*Short problem*. Copy the data precisely, character for character, and leave out every picture.

*Source excerpt*.
□ □ □

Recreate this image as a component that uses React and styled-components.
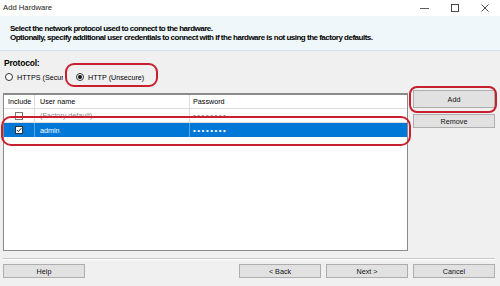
import React from "react";
import styled, { createGlobalStyle, css } from "styled-components";

const Global = createGlobalStyle`
  html, body { margin: 0; padding: 0; overflow: hidden; }
  body { font-family: "Liberation Sans", Arial, sans-serif; color: #000; }
`;

const Window = styled.div`
  width: 500px;
  height: 286px;
  display: flex;
  flex-direction: column;
  background: #f0f0f0;
`;

const TitleBar = styled.div`
  height: 16px;
  background: #fff;
  display: flex;
  align-items: center;
  justify-content: space-between;
  padding-left: 3px;
`;

const Title = styled.span`
  font-size: 7.7px;
  color: #222;
  line-height: 14px;
`;

const Controls = styled.div`
  display: flex;
  align-items: center;
  height: 16px;
`;

const Ctl = styled.div`
  width: 30px;
  height: 16px;
  display: flex;
  align-items: center;
  justify-content: center;
`;

const Header = styled.div`
  height: 35px;
  box-sizing: border-box;
  background: #eff7fa;
  border-bottom: 1px solid #d6e3e9;
  padding: 9px 0 0 10px;
`;

const HeaderLine = styled.div`
  font-size: 8px;
  font-weight: bold;
  letter-spacing: -0.5px;
  line-height: 8.5px;
  white-space: nowrap;
`;

const Body = styled.div`
  flex: 1;
  display: flex;
  flex-direction: column;
  padding: 0 5px 0 3px;
`;

const Label = styled.div`
  font-size: 8.5px;
  font-weight: bold;
  line-height: 10px;
  margin: 7px 0 0 1px;
  letter-spacing: -0.2px;
`;

const RadioRow = styled.div`
  display: flex;
  align-items: center;
  height: 12px;
  margin-top: 3px;
  padding-left: 2px;
`;

const RadioItem = styled.label`
  position: relative;
  display: flex;
  align-items: center;
  gap: 4px;
  font-size: 7.2px;
  white-space: nowrap;
  ${(p) => p.$width && css`width: ${p.$width}px; overflow: hidden;`}
  ${(p) => p.$ml && css`margin-left: ${p.$ml}px;`}
`;

const Circle = styled.span`
  width: 8px;
  height: 8px;
  box-sizing: border-box;
  border: 1px solid #333;
  border-radius: 50%;
  background: #fff;
  display: flex;
  align-items: center;
  justify-content: center;
  flex: none;
  &::after {
    content: "";
    width: 4px;
    height: 4px;
    border-radius: 50%;
    background: ${(p) => (p.$on ? "#111" : "transparent")};
  }
`;

const Mark = styled.div`
  position: absolute;
  top: ${(p) => p.$t}px;
  bottom: ${(p) => p.$b}px;
  left: ${(p) => p.$l}px;
  right: ${(p) => p.$r}px;
  border: 2px solid #c8202f;
  border-radius: ${(p) => p.$rad || 9}px;
  pointer-events: none;
  z-index: 2;
`;

const Main = styled.div`
  display: flex;
  margin-top: 7px;
`;

const Table = styled.div`
  width: 407px;
  height: 158px;
  box-sizing: border-box;
  margin-top: 3px;
  background: #fff;
  border: 1px solid #8a8a8a;
  border-top: 2px solid #8a8a8a;
`;

const Row = styled.div`
  position: relative;
  display: grid;
  grid-template-columns: 31px 155px 1fr;
  height: 14px;
  font-size: 7.2px;
  ${(p) =>
    p.$selected
      ? css`background: #0078d7; color: #fff;`
      : css`border-bottom: 1px solid #dcdcdc; box-sizing: border-box;`}
  ${(p) => p.$muted && css`color: #8c8c8c;`}
`;

const Cell = styled.div`
  display: flex;
  align-items: center;
  padding-left: ${(p) => p.$pl ?? 4}px;
  border-right: 1px solid ${(p) => (p.$light ? "#5aa4e0" : "#dcdcdc")};
  ${(p) => p.$center && css`justify-content: center;`}
  ${(p) => p.$last && css`border-right: none;`}
  white-space: nowrap;
  overflow: hidden;
`;

const Box = styled.span`
  width: 8px;
  height: 8px;
  box-sizing: border-box;
  border: 1px solid ${(p) => (p.$checked ? "#333" : "#777")};
  background: #fff;
  display: flex;
  align-items: center;
  justify-content: center;
`;

const Dots = styled.span`
  font-size: 8px;
  letter-spacing: 1.5px;
`;

const Side = styled.div`
  display: flex;
  flex-direction: column;
  margin-left: 5px;
  width: 82px;
`;

const Button = styled.button`
  position: relative;
  height: ${(p) => p.$h || 14}px;
  width: ${(p) => p.$w || 82}px;
  margin-top: ${(p) => p.$mt || 0}px;
  margin-left: ${(p) => p.$ml || 0}px;
  padding: 0;
  background: #e1e1e1;
  border: 1px solid #adadad;
  font-family: "Liberation Sans", Arial, sans-serif;
  font-size: 7.2px;
  color: #111;
`;

const Separator = styled.div`
  margin-top: 7px;
  height: 1px;
  background: #c8c8c8;
  border-bottom: 1px solid #fff;
`;

const Footer = styled.div`
  display: flex;
  margin-top: 4px;
`;

const Spacer = styled.div`
  flex: 1;
`;

export default function App() {
  return (
    <>
      <Global />
      <Window>
        <TitleBar>
          <Title>Add Hardware</Title>
          <Controls>
            <Ctl>
              <svg width="10" height="10" viewBox="0 0 10 10">
                <line x1="0" y1="5.5" x2="9" y2="5.5" stroke="#333" strokeWidth="0.8" />
              </svg>
            </Ctl>
            <Ctl>
              <svg width="10" height="10" viewBox="0 0 10 10">
                <rect x="1.5" y="1.5" width="7" height="7" fill="none" stroke="#333" strokeWidth="0.9" />
              </svg>
            </Ctl>
            <Ctl>
              <svg width="10" height="10" viewBox="0 0 10 10">
                <path d="M1.5 1.5 L8.5 8.5 M8.5 1.5 L1.5 8.5" stroke="#333" strokeWidth="0.9" />
              </svg>
            </Ctl>
          </Controls>
        </TitleBar>
        <Header>
          <HeaderLine>Select the network protocol used to connect to the hardware.</HeaderLine>
          <HeaderLine>
            Optionally, specify additional user credentials to connect with if the hardware is not using the factory defaults.
          </HeaderLine>
        </Header>
        <Body>
          <Label>Protocol:</Label>
          <RadioRow>
            <RadioItem $width={58}>
              <Circle />
              HTTPS (Secure)
            </RadioItem>
            <RadioItem $ml={13}>
              <Circle $on />
              HTTP (Unsecure)
              <Mark $t={-10} $b={-5} $l={-11} $r={-14} $rad={9} />
            </RadioItem>
          </RadioRow>
          <Main>
            <Table>
              <Row>
                <Cell>Include</Cell>
                <Cell $pl={5}>User name</Cell>
                <Cell $pl={3} $last>Password</Cell>
              </Row>
              <Row $muted>
                <Cell $center $pl={0}>
                  <Box />
                </Cell>
                <Cell $pl={5}>(Factory default)</Cell>
                <Cell $pl={3} $last>
                  <Dots>••••••••</Dots>
                </Cell>
              </Row>
              <Row $selected>
                <Cell $center $pl={0} $light>
                  <Box $checked>
                    <svg width="6" height="6" viewBox="0 0 6 6">
                      <path d="M0.8 3 L2.4 4.6 L5.3 1.2" fill="none" stroke="#222" strokeWidth="1" />
                    </svg>
                  </Box>
                </Cell>
                <Cell $pl={5} $light>admin</Cell>
                <Cell $pl={3} $last>
                  <Dots>••••••••</Dots>
                </Cell>
                <Mark $t={-7} $b={-9} $l={-3} $r={-4} $rad={10} />
              </Row>
            </Table>
            <Side>
              <Button $h={18}>
                Add
                <Mark $t={-5} $b={-6} $l={-5} $r={-3} $rad={8} />
              </Button>
              <Button $mt={6}>Remove</Button>
            </Side>
          </Main>
          <Separator />
          <Footer>
            <Button>Help</Button>
            <Spacer />
            <Button>&lt; Back</Button>
            <Button $ml={5}>Next &gt;</Button>
            <Button $ml={5}>Cancel</Button>
          </Footer>
        </Body>
      </Window>
    </>
  );
}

□ □ □

*Exercise response*.
Recreate this image as a component that uses React and styled-components.
import React from "react";
import styled, { createGlobalStyle, css } from "styled-components";

const Global = createGlobalStyle`
  html, body { margin: 0; padding: 0; overflow: hidden; }
  body { font-family: "Liberation Sans", Arial, sans-serif; color: #000; }
`;

const Window = styled.div`
  width: 500px;
  height: 286px;
  display: flex;
  flex-direction: column;
  background: #f0f0f0;
`;

const TitleBar = styled.div`
  height: 16px;
  background: #fff;
  display: flex;
  align-items: center;
  justify-content: space-between;
  padding-left: 3px;
`;

const Title = styled.span`
  font-size: 7.7px;
  color: #222;
  line-height: 14px;
`;

const Controls = styled.div`
  display: flex;
  align-items: center;
  height: 16px;
`;

const Ctl = styled.div`
  width: 30px;
  height: 16px;
  display: flex;
  align-items: center;
  justify-content: center;
`;

const Header = styled.div`
  height: 35px;
  box-sizing: border-box;
  background: #eff7fa;
  border-bottom: 1px solid #d6e3e9;
  padding: 9px 0 0 10px;
`;

const HeaderLine = styled.div`
  font-size: 8px;
  font-weight: bold;
  letter-spacing: -0.5px;
  line-height: 8.5px;
  white-space: nowrap;
`;

const Body = styled.div`
  flex: 1;
  display: flex;
  flex-direction: column;
  padding: 0 5px 0 3px;
`;

const Label = styled.div`
  font-size: 8.5px;
  font-weight: bold;
  line-height: 10px;
  margin: 7px 0 0 1px;
  letter-spacing: -0.2px;
`;

const RadioRow = styled.div`
  display: flex;
  align-items: center;
  height: 12px;
  margin-top: 3px;
  padding-left: 2px;
`;

const RadioItem = styled.label`
  position: relative;
  display: flex;
  align-items: center;
  gap: 4px;
  font-size: 7.2px;
  white-space: nowrap;
  ${(p) => p.$width && css`width: ${p.$width}px; overflow: hidden;`}
  ${(p) => p.$ml && css`margin-left: ${p.$ml}px;`}
`;

const Circle = styled.span`
  width: 8px;
  height: 8px;
  box-sizing: border-box;
  border: 1px solid #333;
  border-radius: 50%;
  background: #fff;
  display: flex;
  align-items: center;
  justify-content: center;
  flex: none;
  &::after {
    content: "";
    width: 4px;
    height: 4px;
    border-radius: 50%;
    background: ${(p) => (p.$on ? "#111" : "transparent")};
  }
`;

const Mark = styled.div`
  position: absolute;
  top: ${(p) => p.$t}px;
  bottom: ${(p) => p.$b}px;
  left: ${(p) => p.$l}px;
  right: ${(p) => p.$r}px;
  border: 2px solid #c8202f;
  border-radius: ${(p) => p.$rad || 9}px;
  pointer-events: none;
  z-index: 2;
`;

const Main = styled.div`
  display: flex;
  margin-top: 7px;
`;

const Table = styled.div`
  width: 407px;
  height: 158px;
  box-sizing: border-box;
  margin-top: 3px;
  background: #fff;
  border: 1px solid #8a8a8a;
  border-top: 2px solid #8a8a8a;
`;

const Row = styled.div`
  position: relative;
  display: grid;
  grid-template-columns: 31px 155px 1fr;
  height: 14px;
  font-size: 7.2px;
  ${(p) =>
    p.$selected
      ? css`background: #0078d7; color: #fff;`
      : css`border-bottom: 1px solid #dcdcdc; box-sizing: border-box;`}
  ${(p) => p.$muted && css`color: #8c8c8c;`}
`;

const Cell = styled.div`
  display: flex;
  align-items: center;
  padding-left: ${(p) => p.$pl ?? 4}px;
  border-right: 1px solid ${(p) => (p.$light ? "#5aa4e0" : "#dcdcdc")};
  ${(p) => p.$center && css`justify-content: center;`}
  ${(p) => p.$last && css`border-right: none;`}
  white-space: nowrap;
  overflow: hidden;
`;

const Box = styled.span`
  width: 8px;
  height: 8px;
  box-sizing: border-box;
  border: 1px solid ${(p) => (p.$checked ? "#333" : "#777")};
  background: #fff;
  display: flex;
  align-items: center;
  justify-content: center;
`;

const Dots = styled.span`
  font-size: 8px;
  letter-spacing: 1.5px;
`;

const Side = styled.div`
  display: flex;
  flex-direction: column;
  margin-left: 5px;
  width: 82px;
`;

const Button = styled.button`
  position: relative;
  height: ${(p) => p.$h || 14}px;
  width: ${(p) => p.$w || 82}px;
  margin-top: ${(p) => p.$mt || 0}px;
  margin-left: ${(p) => p.$ml || 0}px;
  padding: 0;
  background: #e1e1e1;
  border: 1px solid #adadad;
  font-family: "Liberation Sans", Arial, sans-serif;
  font-size: 7.2px;
  color: #111;
`;

const Separator = styled.div`
  margin-top: 7px;
  height: 1px;
  background: #c8c8c8;
  border-bottom: 1px solid #fff;
`;

const Footer = styled.div`
  display: flex;
  margin-top: 4px;
`;

const Spacer = styled.div`
  flex: 1;
`;

export default function App() {
  return (
    <>
      <Global />
      <Window>
        <TitleBar>
          <Title>Add Hardware</Title>
          <Controls>
            <Ctl>
              <svg width="10" height="10" viewBox="0 0 10 10">
                <line x1="0" y1="5.5" x2="9" y2="5.5" stroke="#333" strokeWidth="0.8" />
              </svg>
            </Ctl>
            <Ctl>
              <svg width="10" height="10" viewBox="0 0 10 10">
                <rect x="1.5" y="1.5" width="7" height="7" fill="none" stroke="#333" strokeWidth="0.9" />
              </svg>
            </Ctl>
            <Ctl>
              <svg width="10" height="10" viewBox="0 0 10 10">
                <path d="M1.5 1.5 L8.5 8.5 M8.5 1.5 L1.5 8.5" stroke="#333" strokeWidth="0.9" />
              </svg>
            </Ctl>
          </Controls>
        </TitleBar>
        <Header>
          <HeaderLine>Select the network protocol used to connect to the hardware.</HeaderLine>
          <HeaderLine>
            Optionally, specify additional user credentials to connect with if the hardware is not using the factory defaults.
          </HeaderLine>
        </Header>
        <Body>
          <Label>Protocol:</Label>
          <RadioRow>
            <RadioItem $width={58}>
              <Circle />
              HTTPS (Secure)
            </RadioItem>
            <RadioItem $ml={13}>
              <Circle $on />
              HTTP (Unsecure)
              <Mark $t={-10} $b={-5} $l={-11} $r={-14} $rad={9} />
            </RadioItem>
          </RadioRow>
          <Main>
            <Table>
              <Row>
                <Cell>Include</Cell>
                <Cell $pl={5}>User name</Cell>
                <Cell $pl={3} $last>Password</Cell>
              </Row>
              <Row $muted>
                <Cell $center $pl={0}>
                  <Box />
                </Cell>
                <Cell $pl={5}>(Factory default)</Cell>
                <Cell $pl={3} $last>
                  <Dots>••••••••</Dots>
                </Cell>
              </Row>
              <Row $selected>
                <Cell $center $pl={0} $light>
                  <Box $checked>
                    <svg width="6" height="6" viewBox="0 0 6 6">
                      <path d="M0.8 3 L2.4 4.6 L5.3 1.2" fill="none" stroke="#222" strokeWidth="1" />
                    </svg>
                  </Box>
                </Cell>
                <Cell $pl={5} $light>admin</Cell>
                <Cell $pl={3} $last>
                  <Dots>••••••••</Dots>
                </Cell>
                <Mark $t={-7} $b={-9} $l={-3} $r={-4} $rad={10} />
              </Row>
            </Table>
            <Side>
              <Button $h={18}>
                Add
                <Mark $t={-5} $b={-6} $l={-5} $r={-3} $rad={8} />
              </Button>
              <Button $mt={6}>Remove</Button>
            </Side>
          </Main>
          <Separator />
          <Footer>
            <Button>Help</Button>
            <Spacer />
            <Button>&lt; Back</Button>
            <Button $ml={5}>Next &gt;</Button>
            <Button $ml={5}>Cancel</Button>
          </Footer>
        </Body>
      </Window>
    </>
  );
}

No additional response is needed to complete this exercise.